### [Stated problem]
Copy every line of the data that includes the string "screenshot".

____________

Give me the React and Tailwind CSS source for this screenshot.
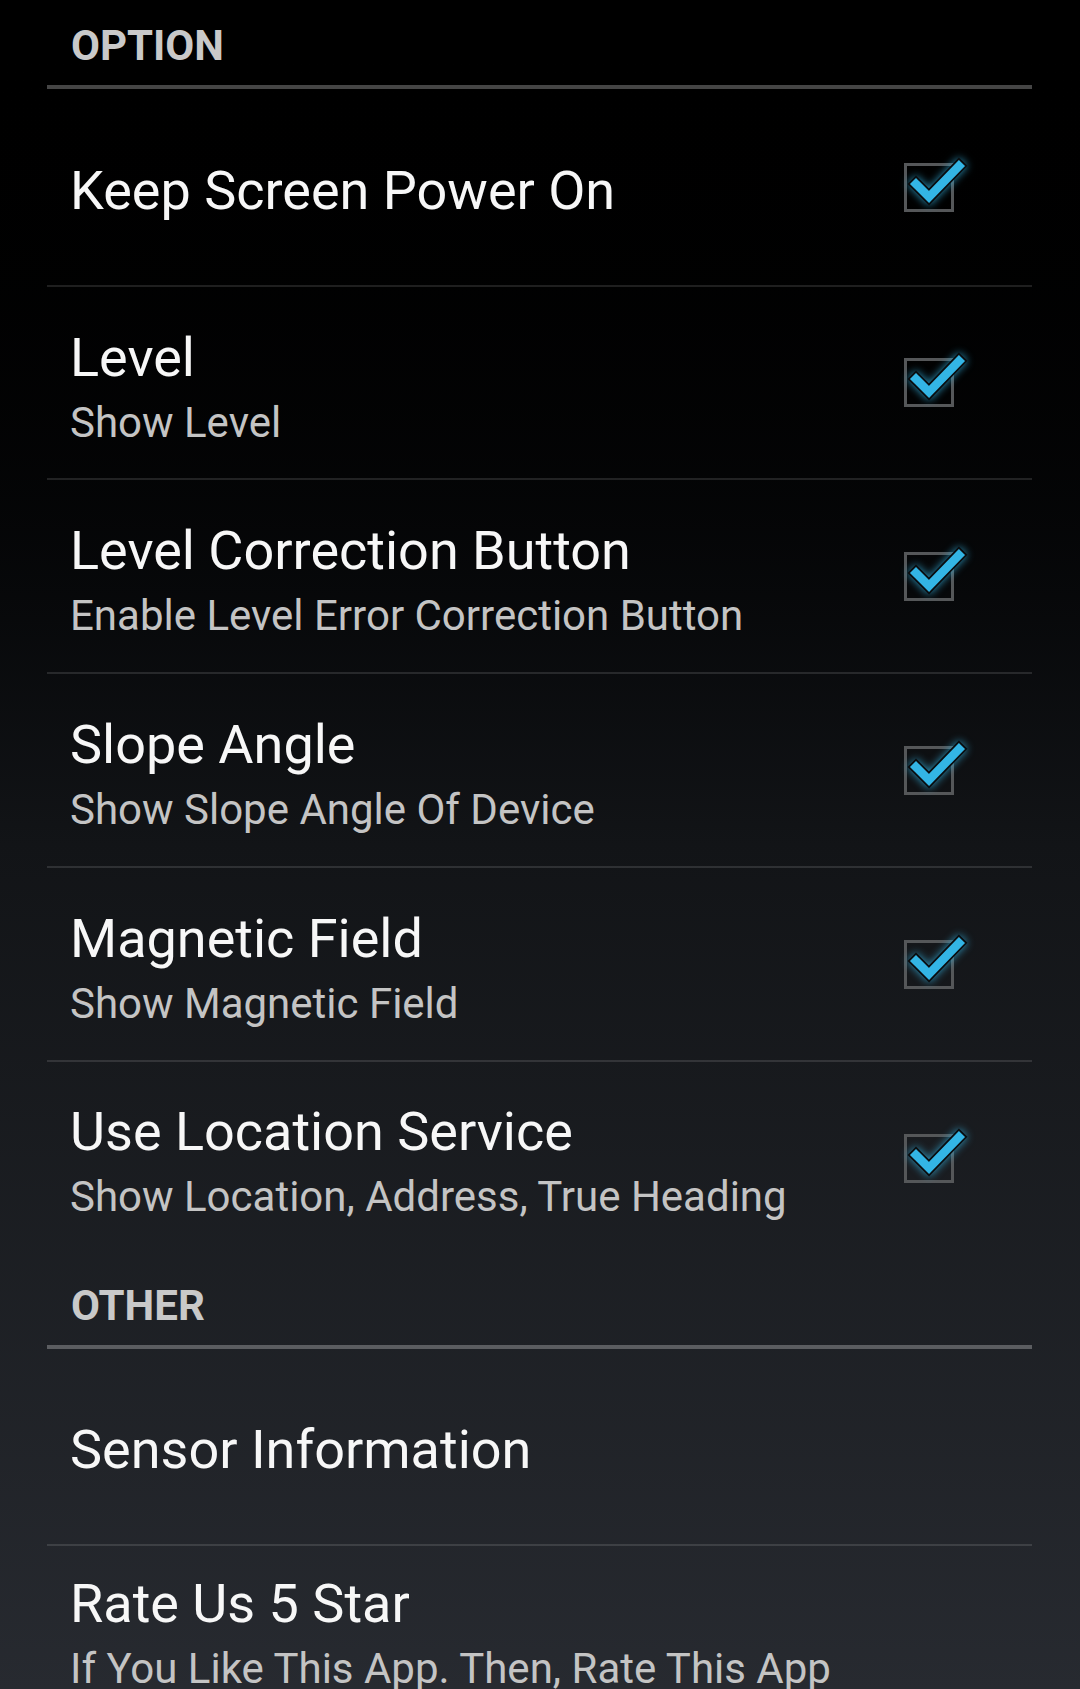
import React from "react";

function Check() {
  return (
    <div className="relative w-[50px] h-[49px] border-[3px] border-[#555759] shrink-0">
      <svg
        className="absolute left-[-3px] top-[-3px] overflow-visible"
        width="50"
        height="49"
        viewBox="0 0 50 49"
        style={{ filter: "drop-shadow(0 0 4px rgba(51,181,229,0.8))" }}
      >
        <polyline
          points="12,21 25,34 55,3"
          fill="none"
          stroke="#0a0c0e"
          strokeWidth="12"
          strokeLinejoin="miter"
          strokeLinecap="square"
        />
        <polyline
          points="12,21 25,34 55,3"
          fill="none"
          stroke="#33b5e5"
          strokeWidth="8.5"
          strokeLinejoin="miter"
          strokeLinecap="square"
        />
      </svg>
    </div>
  );
}

function Sep() {
  return <div className="h-[2px] bg-white/[0.12]" />;
}

function Header({ label, pt }) {
  return (
    <div>
      <div className={`${pt} pb-[15px] pl-[24px] text-[42px] leading-[48px] font-bold text-[#c9c9c9]`}>
        {label}
      </div>
      <div className="h-[4px] bg-white/[0.27]" />
    </div>
  );
}

function Row({ title, subtitle, h, pt, check = true }) {
  return (
    <div className={`${h} flex justify-between`}>
      <div className={`${pt} pl-[23px]`}>
        <div className="text-[54px] leading-[64px] text-[#f7f7f7]">{title}</div>
        {subtitle && (
          <div className="mt-[9px] text-[42px] leading-[48px] text-[#c4c4c4] whitespace-nowrap">
            {subtitle}
          </div>
        )}
      </div>
      {check && (
        <div className="self-center pr-[78px]">
          <Check />
        </div>
      )}
    </div>
  );
}

export default function App() {
  return (
    <div
      className="w-[1080px] h-[1689px] overflow-hidden bg-gradient-to-b from-[#000000] via-[#121417] to-[#272a30]"
      style={{ fontFamily: "Roboto, 'Noto Sans', sans-serif" }}
    >
      <div className="ml-[47px] mr-[48px]">
        <Header label="OPTION" pt="pt-[22px]" />
        <Row title="Keep Screen Power On" h="h-[196px]" pt="pt-[70px]" />
        <Sep />
        <Row title="Level" subtitle="Show Level" h="h-[191px]" pt="pt-[39px]" />
        <Sep />
        <Row
          title="Level Correction Button"
          subtitle="Enable Level Error Correction Button"
          h="h-[192px]"
          pt="pt-[39px]"
        />
        <Sep />
        <Row title="Slope Angle" subtitle="Show Slope Angle Of Device" h="h-[192px]" pt="pt-[39px]" />
        <Sep />
        <Row title="Magnetic Field" subtitle="Show Magnetic Field" h="h-[192px]" pt="pt-[39px]" />
        <Sep />
        <Row
          title="Use Location Service"
          subtitle="Show Location, Address, True Heading"
          h="h-[192px]"
          pt="pt-[38px]"
        />
        <Header label="OTHER" pt="pt-[28px]" />
        <Row title="Sensor Information" h="h-[195px]" pt="pt-[69px]" check={false} />
        <Sep />
        <Row
          title="Rate Us 5 Star"
          subtitle="If You Like This App. Then, Rate This App"
          h="h-[200px]"
          pt="pt-[26px]"
          check={false}
        />
      </div>
    </div>
  );
}
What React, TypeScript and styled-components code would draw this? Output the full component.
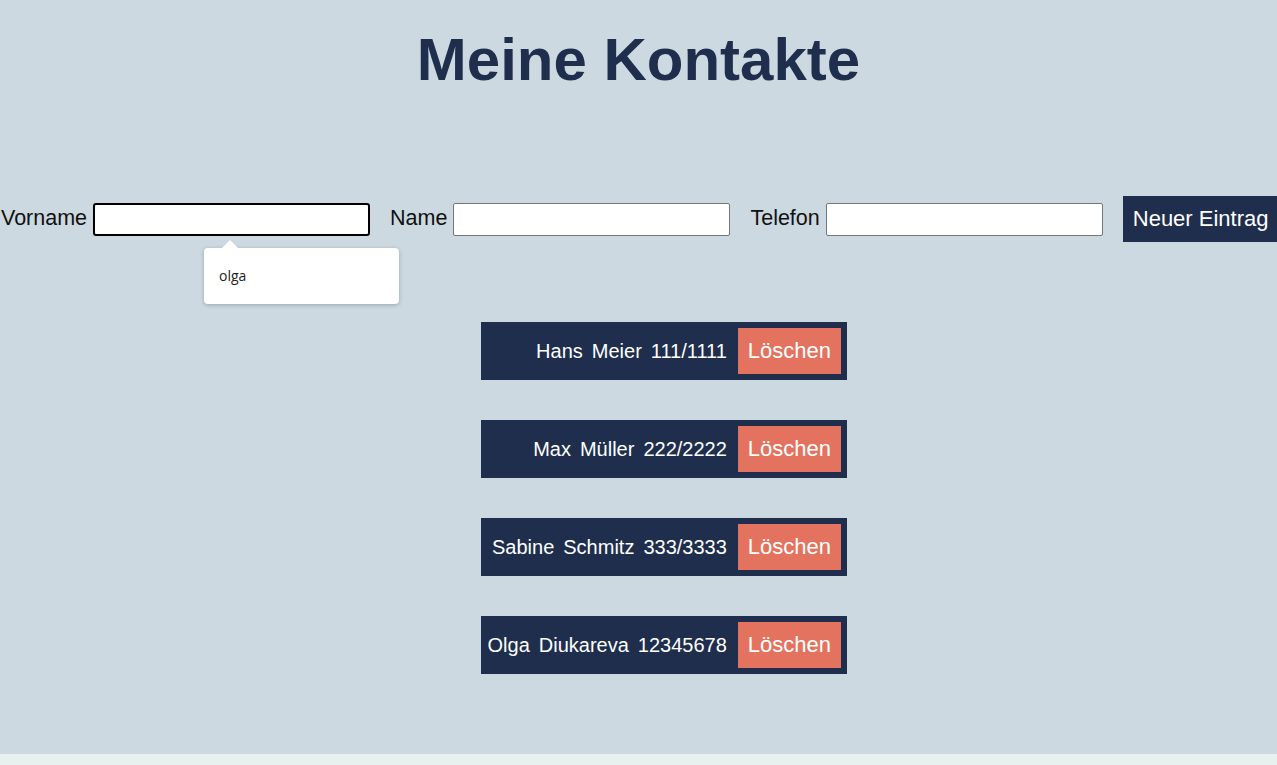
import React from "react";
import styled, { createGlobalStyle } from "styled-components";

const GlobalStyle = createGlobalStyle`
  html, body {
    margin: 0;
    padding: 0;
    background: #e9f0f0;
    font-family: "Liberation Sans", Arial, sans-serif;
  }
`;

const Page = styled.div`
  background: #cdd9e1;
  min-height: 754px;
  box-sizing: border-box;
  padding: 25px 0 80px;
  display: flex;
  flex-direction: column;
`;

const Title = styled.h1`
  margin: 0;
  text-align: center;
  font-size: 60px;
  line-height: 69px;
  font-weight: 700;
  color: #1e2e4c;
`;

const FormRow = styled.div`
  margin-top: 102px;
  display: flex;
  align-items: center;
  gap: 20px;
  height: 46px;
  padding-left: 1px;
`;

const Field = styled.div`
  position: relative;
  display: flex;
  align-items: center;
  gap: 6px;
`;

const Label = styled.label`
  font-size: 21.5px;
  color: #111;
  line-height: 1;
`;

const Input = styled.input<{ $focused?: boolean }>`
  box-sizing: border-box;
  width: 277px;
  height: 33px;
  margin: 0;
  background: #fff;
  border: ${(p) => (p.$focused ? "2px solid #000" : "1px solid #767676")};
  border-radius: ${(p) => (p.$focused ? "3px" : "2px")};
  outline: none;
  font-size: 16px;
  padding: 0 4px;
`;

const Popup = styled.div`
  position: absolute;
  left: 203px;
  top: 45px;
  width: 195px;
  height: 56px;
  box-sizing: border-box;
  background: #fff;
  border-radius: 4px;
  box-shadow: 0 1px 4px rgba(0, 0, 0, 0.25);
  padding-left: 15px;
  display: flex;
  align-items: center;
  font-family: "Open Sans", "Noto Sans", sans-serif;
  font-size: 14px;
  color: #222;
  z-index: 2;

  &::before {
    content: "";
    position: absolute;
    left: 18px;
    top: -8px;
    width: 0;
    height: 0;
    border-left: 8px solid transparent;
    border-right: 8px solid transparent;
    border-bottom: 8px solid #fff;
  }
`;

const AddButton = styled.button`
  height: 46px;
  padding: 0 10px;
  margin: 0;
  border: none;
  background: #1e2e4c;
  color: #fff;
  font-family: "Liberation Sans", Arial, sans-serif;
  font-size: 22px;
  white-space: nowrap;
`;

const List = styled.div`
  margin-top: 80px;
  display: flex;
  flex-direction: column;
  align-items: center;
  gap: 40px;
  padding-left: 51px;
`;

const Card = styled.div`
  box-sizing: border-box;
  width: 366px;
  height: 58px;
  padding: 6px;
  background: #1e2e4c;
  display: flex;
  justify-content: flex-end;
  align-items: center;
  gap: 11px;
`;

const Info = styled.div`
  display: flex;
  gap: 9px;
  color: #fff;
  font-size: 20px;
`;

const DeleteButton = styled.button`
  height: 46px;
  padding: 0 10px;
  margin: 0;
  border: none;
  background: #e3735e;
  color: #fff;
  font-family: "Liberation Sans", Arial, sans-serif;
  font-size: 22px;
`;

const contacts = [
  { first: "Hans", last: "Meier", phone: "111/1111" },
  { first: "Max", last: "Müller", phone: "222/2222" },
  { first: "Sabine", last: "Schmitz", phone: "333/3333" },
  { first: "Olga", last: "Diukareva", phone: "12345678" },
];

export default function App() {
  return (
    <>
      <GlobalStyle />
      <Page>
        <Title>Meine Kontakte</Title>
        <FormRow>
          <Field>
            <Label>Vorname</Label>
            <Input $focused />
            <Popup>olga</Popup>
          </Field>
          <Field>
            <Label>Name</Label>
            <Input />
          </Field>
          <Field>
            <Label>Telefon</Label>
            <Input />
          </Field>
          <AddButton>Neuer Eintrag</AddButton>
        </FormRow>
        <List>
          {contacts.map((c) => (
            <Card key={c.phone}>
              <Info>
                <span>{c.first}</span>
                <span>{c.last}</span>
                <span>{c.phone}</span>
              </Info>
              <DeleteButton>Löschen</DeleteButton>
            </Card>
          ))}
        </List>
      </Page>
    </>
  );
}
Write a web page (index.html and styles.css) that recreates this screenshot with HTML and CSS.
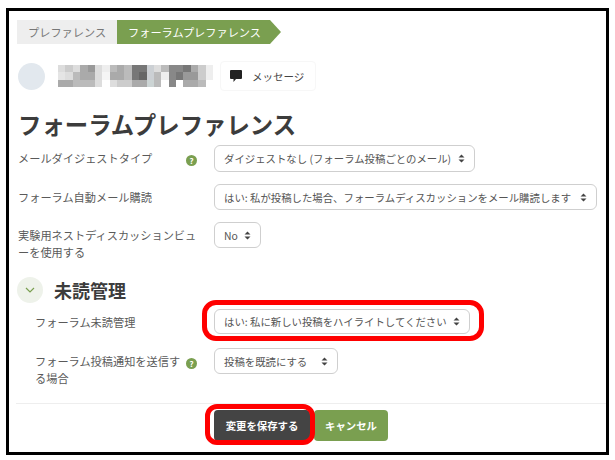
FILE: index.html
```html
<!DOCTYPE html>
<html lang="ja">
<head>
    <meta charset="UTF-8">
    <meta name="viewport" content="width=device-width, initial-scale=1.0">
    <title>フォーラムプレファレンス</title>
    <link rel="stylesheet" href="styles.css">
</head>
<body>
    <div class="frame">
        <div class="crumbs">
            <span class="crumb">プレファレンス</span>
            <span class="crumb-active">フォーラムプレファレンス</span>
        </div>
        <div class="user">
            <div class="avatar"></div>
            <svg class="mosaic" width="155" height="22" viewBox="0 0 21 3" preserveAspectRatio="none" shape-rendering="crispEdges">
                <g>
                    <rect x="0" y="0" width="1" height="1" fill="#ddd"/><rect x="1" y="0" width="1" height="1" fill="#ccc"/><rect x="2" y="0" width="1" height="1" fill="#ddd"/><rect x="3" y="0" width="1" height="1" fill="#aaa"/><rect x="4" y="0" width="1" height="1" fill="#999"/><rect x="5" y="0" width="1" height="1" fill="#ddd"/><rect x="6" y="0" width="1" height="1" fill="#eee"/><rect x="7" y="0" width="1" height="1" fill="#bbb"/><rect x="8" y="0" width="1" height="1" fill="#aaa"/><rect x="9" y="0" width="1" height="1" fill="#bbb"/><rect x="10" y="0" width="2" height="1" fill="#777"/><rect x="12" y="0" width="1" height="1" fill="#ccd0d4"/><rect x="13" y="0" width="1" height="1" fill="#ddd"/><rect x="14" y="0" width="1" height="1" fill="#bbb"/><rect x="15" y="0" width="2" height="1" fill="#888"/><rect x="17" y="0" width="1" height="1" fill="#777"/><rect x="18" y="0" width="1" height="1" fill="#aaa"/><rect x="19" y="0" width="1" height="1" fill="#ccc"/><rect x="20" y="0" width="1" height="1" fill="#eee"/>
                    <rect x="0" y="1" width="1" height="1" fill="#e5e5e5"/><rect x="1" y="1" width="1" height="1" fill="#ddd"/><rect x="2" y="1" width="1" height="1" fill="#bbb"/><rect x="3" y="1" width="2" height="1" fill="#aaa"/><rect x="5" y="1" width="1" height="1" fill="#ddd"/><rect x="6" y="1" width="1" height="1" fill="#f5f5f5"/><rect x="7" y="1" width="2" height="1" fill="#aaa"/><rect x="9" y="1" width="1" height="1" fill="#bbb"/><rect x="10" y="1" width="1" height="1" fill="#777"/><rect x="11" y="1" width="1" height="1" fill="#666"/><rect x="12" y="1" width="1" height="1" fill="#ccd0d4"/><rect x="13" y="1" width="1" height="1" fill="#bbb"/><rect x="14" y="1" width="1" height="1" fill="#eee"/><rect x="15" y="1" width="1" height="1" fill="#888"/><rect x="16" y="1" width="1" height="1" fill="#777"/><rect x="17" y="1" width="2" height="1" fill="#999"/><rect x="19" y="1" width="1" height="1" fill="#ccc"/><rect x="20" y="1" width="1" height="1" fill="#eee"/>
                    <rect x="0" y="2" width="2" height="1" fill="#aaa"/><rect x="2" y="2" width="3" height="1" fill="#bbb"/><rect x="5" y="2" width="1" height="1" fill="#ddd"/><rect x="7" y="2" width="1" height="1" fill="#ddd"/><rect x="8" y="2" width="2" height="1" fill="#ccc"/><rect x="10" y="2" width="2" height="1" fill="#aaa"/><rect x="12" y="2" width="1" height="1" fill="#ccd4d4"/><rect x="13" y="2" width="1" height="1" fill="#bbb"/><rect x="15" y="2" width="1" height="1" fill="#888"/><rect x="17" y="2" width="2" height="1" fill="#aaa"/><rect x="19" y="2" width="1" height="1" fill="#bbb"/>
                </g>
            </svg>
            <div class="msg-btn">
                <svg width="12" height="12" viewBox="0 0 12 12"><path d="M1 0h10a1 1 0 0 1 1 1v7a1 1 0 0 1-1 1H6l-2.500 3V9H1a1 1 0 0 1-1-1V1a1 1 0 0 1 1-1z" fill="#222"/></svg>
                <span>メッセージ</span>
            </div>
        </div>
        <h1 class="title">フォーラムプレファレンス</h1>

        <div class="row row-digest">
            <div class="cell">
                <label class="label">メールダイジェストタイプ</label>
                <span class="help">?</span>
            </div>
            <select class="sel sel-digest"><option>ダイジェストなし (フォーラム投稿ごとのメール)</option></select>
        </div>
        <div class="row">
            <div class="cell">
                <label class="label">フォーラム自動メール購読</label>
            </div>
            <select class="sel sel-sub"><option>はい: 私が投稿した場合、フォーラムディスカッションをメール購読します</option></select>
        </div>
        <div class="row">
            <div class="cell">
                <label class="label">実験用ネストディスカッションビューを使用する</label>
            </div>
            <select class="sel sel-no"><option>No</option></select>
        </div>

        <div class="section">
            <span class="chevron">
                <svg width="10" height="6" viewBox="0 0 10 6"><path d="M1 1l4 4 4-4" fill="none" stroke="#7a9f50" stroke-width="1.2"/></svg>
            </span>
            <h2 class="section-title">未読管理</h2>
        </div>

        <div class="row row-indent row-track">
            <div class="cell">
                <label class="label">フォーラム未読管理</label>
            </div>
            <div class="mark">
                <select class="sel sel-track"><option>はい: 私に新しい投稿をハイライトしてください</option></select>
            </div>
        </div>
        <div class="row row-indent row-read">
            <div class="cell">
                <label class="label">フォーラム投稿通知を送信する場合</label>
                <span class="help">?</span>
            </div>
            <select class="sel sel-read"><option>投稿を既読にする</option></select>
        </div>

        <div class="actions">
            <div class="mark mark-save"><button class="btn btn-save">変更を保存する</button></div>
            <button class="btn btn-cancel">キャンセル</button>
        </div>
    </div>
</body>
</html>
```

FILE: styles.css
```css
*{
    margin: 0;
    padding: 0;
    box-sizing: border-box;
    font-family: "Noto Sans CJK JP", "Noto Sans", sans-serif;
}
body{
    background: #fff;
    color: #555;
    font-size: 11.2px;
}
.frame{
    width: 603px;
    height: 447px;
    margin: 8px 0 0 6px;
    border: 3px solid #000;
    padding: 9px 0 0 8px;
    background: #fff;
}
.crumbs{
    display: flex;
    height: 24px;
    line-height: 24px;
}
.crumb{
    width: 100px;
    background: #eee;
    color: #777;
    padding-left: 11px;
}
.crumb-active{
    width: 164px;
    background: #7a9f50;
    color: #fff;
    padding-left: 11px;
    clip-path: polygon(0 0, 153px 0, 100% 50%, 153px 100%, 0 100%);
}
.user{
    display: flex;
    align-items: center;
    margin: 17px 0 0 1px;
    height: 30px;
}
.avatar{
    width: 27px;
    height: 27px;
    border-radius: 50%;
    background: #e2e8ee;
    margin-right: 13px;
}
.mosaic{
    filter: blur(0.6px);
    margin-right: 7px;
}
.msg-btn{
    display: flex;
    align-items: center;
    gap: 10px;
    width: 96px;
    height: 30px;
    padding-left: 9px;
    border: 1px solid #f7f7f7;
    border-radius: 4px;
    color: #444;
    font-size: 10.5px;
}
.title{
    font-size: 23.4px;
    font-weight: 700;
    line-height: 32px;
    color: #3c3c3c;
    margin: 17px 0 0 1px;
}
.row{
    display: flex;
    align-items: flex-start;
    margin-top: 12px;
}
.row-digest{
    margin-top: 5px;
}
.row-track{
    margin-top: 6px;
}
.row-read{
    margin-top: 14px;
}
.cell{
    display: flex;
    align-items: flex-start;
    width: 197px;
    padding-right: 17px;
    flex: none;
}
.label{
    flex: 1;
    padding: 5px 0 0 1px;
    line-height: 17px;
    color: #5a5a5a;
}
.row-indent .label{
    padding-left: 18px;
}
.help{
    width: 11px;
    height: 11px;
    margin-top: 10px;
    border-radius: 50%;
    background: #7a9f50;
    color: #fff;
    font-size: 8px;
    font-weight: 700;
    line-height: 11px;
    text-align: center;
    flex: none;
}
.sel{
    display: block;
    appearance: none;
    height: 26px;
    border: 1px solid #cfcfcf;
    border-radius: 6px;
    background: #fff url("data:image/svg+xml,%3Csvg xmlns='http://www.w3.org/2000/svg' width='7' height='9'%3E%3Cpath d='M3.500 0.500L6.500 3.500H0.500zM3.500 8.500L0.500 5.500H6.500z' fill='%23444'/%3E%3C/svg%3E") no-repeat right 9px center;
    color: #555;
    font-size: 10.4px;
    padding-left: 9px;
}
.sel-digest{
    width: 261px;
    height: 27px;
}
.sel-sub{
    width: 383px;
}
.sel-no{
    width: 47px;
}
.sel-track{
    width: 256px;
    height: 25px;
}
.sel-read{
    width: 124px;
}
.section{
    display: flex;
    align-items: center;
    gap: 11px;
    margin-top: 16px;
}
.chevron{
    display: flex;
    align-items: center;
    justify-content: center;
    width: 26px;
    height: 26px;
    border-radius: 50%;
    background: #eef2ea;
}
.section-title{
    font-size: 18px;
    font-weight: 700;
    line-height: 26px;
    color: #3c3c3c;
}
.mark{
    position: relative;
}
.mark::after{
    content: "";
    position: absolute;
    top: -9px;
    right: -14px;
    bottom: -7px;
    left: -12px;
    border: 5px solid #f00;
    border-radius: 14px;
}
.actions{
    display: flex;
    gap: 4px;
    margin: 16px 0 0 -1px;
    padding: 6px 0 0 198px;
    border-top: 1px solid #eee;
}
.btn{
    height: 31px;
    border: 0;
    border-radius: 4px;
    color: #fff;
    font-size: 10.4px;
    font-weight: 700;
}
.btn-save{
    display: block;
    width: 96px;
    background: #444;
}
.btn-cancel{
    width: 74px;
    background: #7a9f50;
}
.mark-save::after{
    top: -6px;
    right: -5px;
    bottom: -4px;
    left: -9px;
    border-radius: 12px;
}
```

____________

### [Result]
Give me the React and Tailwind CSS source for this screenshot.
Write a web page (index.html and styles.css) that recreates this screenshot with HTML and CSS.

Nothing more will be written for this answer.